O problema tem sido justamente a dificuldade dos pais em fazer a separação entre educar e bisbilhotar e também em ensinar aos filhos os limites da vida privada, da vida íntima. Quando o filho começa a caminhar para a vida adulta, e isso fica bem mais visível na adolescência, ele vai, cada vez mais, ter sua própria vida. Isso supõe também a vida sexual. E deveria supor, igualmente, o direito a ter seus segredos, a não querer compartilhar sua intimidade com os pais. E os pais estão dando aos filhos essa chance? Muitos não.
Procurando o caminho de estar sempre ao lado dos filhos, de poder poupar os filhos de problemas mais sérios, de ter e garantir a confiança deles, muitos pais estão tentando se tornar os confidentes dos filhos a respeito da vida íntima deles, o que é lamentável por dois motivos.
O primeiro é que essa postura, por mais bem-intencionada que seja, acaba provocando dependência: contar aos pais o que faz ou deixa de fazer na intimidade significa repartir com eles as responsabilidades pelo que faz.
O segundo é não ensinar uma das coisas mais importantes para a vida sexual: os limites. Os filhos têm limites, os pais também, e a vida sexual, mais ainda.
Nessa relação tão delicada entre pais e filhos, há muito afeto envolvido, muita expectativa, muito conflito. E cabe aos pais a parte mais difícil e mais importante: a educação para o futuro, para a vida adulta, para a autonomia. Sem direito à vida privada, não há autonomia possível.

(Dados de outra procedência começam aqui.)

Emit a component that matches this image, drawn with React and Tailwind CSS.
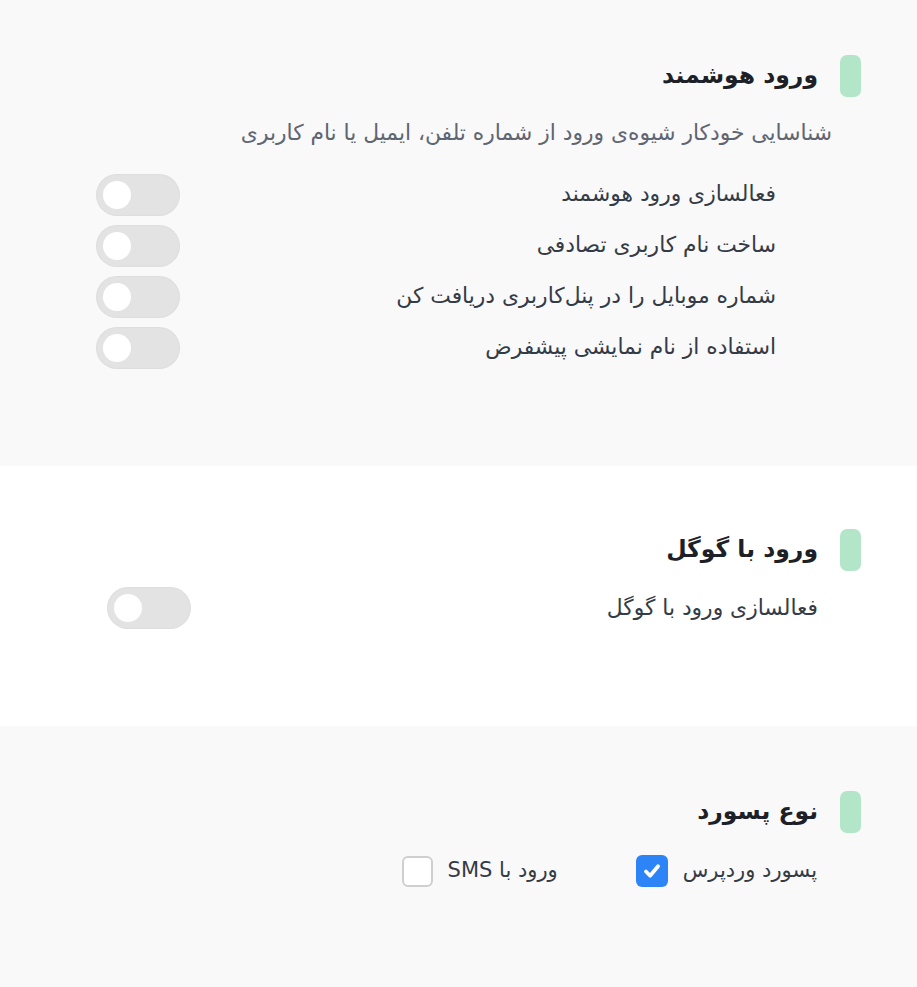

Os pais devem, sim, conversar com os filhos sobre sexo e orientar no que for preciso. Mas apenas na teoria, e isso não significa saber dos segredos deles. Isso significa, ao contrário, ajudar o filho a construir sua privacidade, a saber escolher se quer contar, o que contar e a quem contar. Já basta boa parte da mídia confundindo: os pais precisam é educar.